Kemiskinan ekstrem, di sisi lain, mencakup penduduk miskin yang pengeluarannya jauh di bawah garis kemiskinan. Sebelumnya, BPS menggunakan istilah "sangat miskin" untuk menggambarkan penduduk yang pengeluarannya di bawah 80% dari garis kemiskinan. Misalnya, jika garis kemiskinan adalah Rp600.000, maka penduduk dengan pengeluaran di bawah Rp480.000 masuk dalam kategori sangat miskin.

Namun, sejak 2020, istilah "kemiskinan ekstrem" mulai dipopulerkan sejalan dengan arahan Presiden Jokowi untuk menargetkan penghapusan kemiskinan ekstrem pada 2024. Bank Dunia mendefinisikan kemiskinan ekstrem sebagai penduduk yang hidup dengan penghasilan di bawah 1,9 dolar AS per hari, yang setara dengan Rp582.932 di Indonesia.


Angka Kemiskinan Ekstrem yang Menurun Drastis

Awalil menyebutkan bahwa angka kemiskinan ekstrem yang disampaikan pemerintah tampak menurun drastis dari 6,20% menjadi 0,83%. Namun, ia meragukan apakah angka tersebut mencerminkan realitas di lapangan. Sebagai perbandingan, BPS dan berbagai instansi internasional seperti Bank Dunia memiliki standar penghitungan yang berbeda, sehingga hasil yang diperoleh bisa bervariasi.

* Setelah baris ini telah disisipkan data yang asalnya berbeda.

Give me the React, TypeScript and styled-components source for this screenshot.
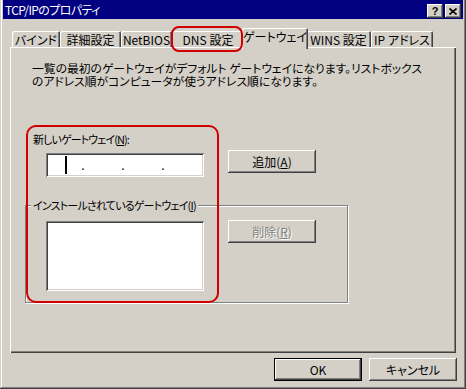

Misalnya, Bank Dunia pada tahun 2022 mencatat kemiskinan ekstrem di Indonesia sebesar 1,9%. Di sisi lain, BPS dalam tujuan pembangunan berkelanjutan (SDGs) tahun 2023 mencantumkan angka kemiskinan ekstrem sebesar 2,5%. Perbedaan angka ini menimbulkan pertanyaan: metode mana yang sebenarnya digunakan untuk menentukan kemiskinan ekstrem di Indonesia?


Kecurigaan Ilmiah Awalil Rizky

Awalil, sebagai seorang ekonom, merasa curiga secara ilmiah terhadap perubahan batasan kemiskinan ekstrem ini. Menurutnya, penurunan signifikan angka kemiskinan ekstrem mungkin terkait dengan penurunan standar atau garis kemiskinan yang digunakan, sehingga angka kemiskinan tampak lebih rendah dari yang seharusnya.

Ia juga menyebutkan bahwa dalam dua tahun terakhir, terdapat perubahan cara perhitungan yang mengarah pada penurunan batas kemiskinan ekstrem. Hal ini bisa berdampak pada keberhasilan pencapaian target yang ditetapkan pemerintah. Jika batasan kemiskinan diturunkan, maka jumlah penduduk yang dianggap miskin ekstrem akan otomatis berkurang, meskipun kondisi ekonomi mereka mungkin tidak berubah secara signifikan.


Kesimpulan

Melalui analisisnya, Awalil Rizky mengajak publik untuk lebih kritis dalam menyikapi angka-angka kemiskinan ekstrem yang disampaikan pemerintah. Menurutnya, penurunan signifikan angka kemiskinan ekstrem perlu ditelusuri lebih lanjut, terutama terkait metode dan standar yang digunakan. Selain itu, penting untuk mempertajam definisi kemiskinan ekstrem agar target pemerintah tidak hanya tercapai di atas kertas, tetapi juga mencerminkan peningkatan kesejahteraan masyarakat yang nyata.

Dengan demikian, transparansi dan konsistensi dalam pengukuran kemiskinan ekstrem sangat dibutuhkan untuk memastikan bahwa kebijakan yang diambil benar-benar berdampak positif bagi masyarakat terbawah di Indonesia.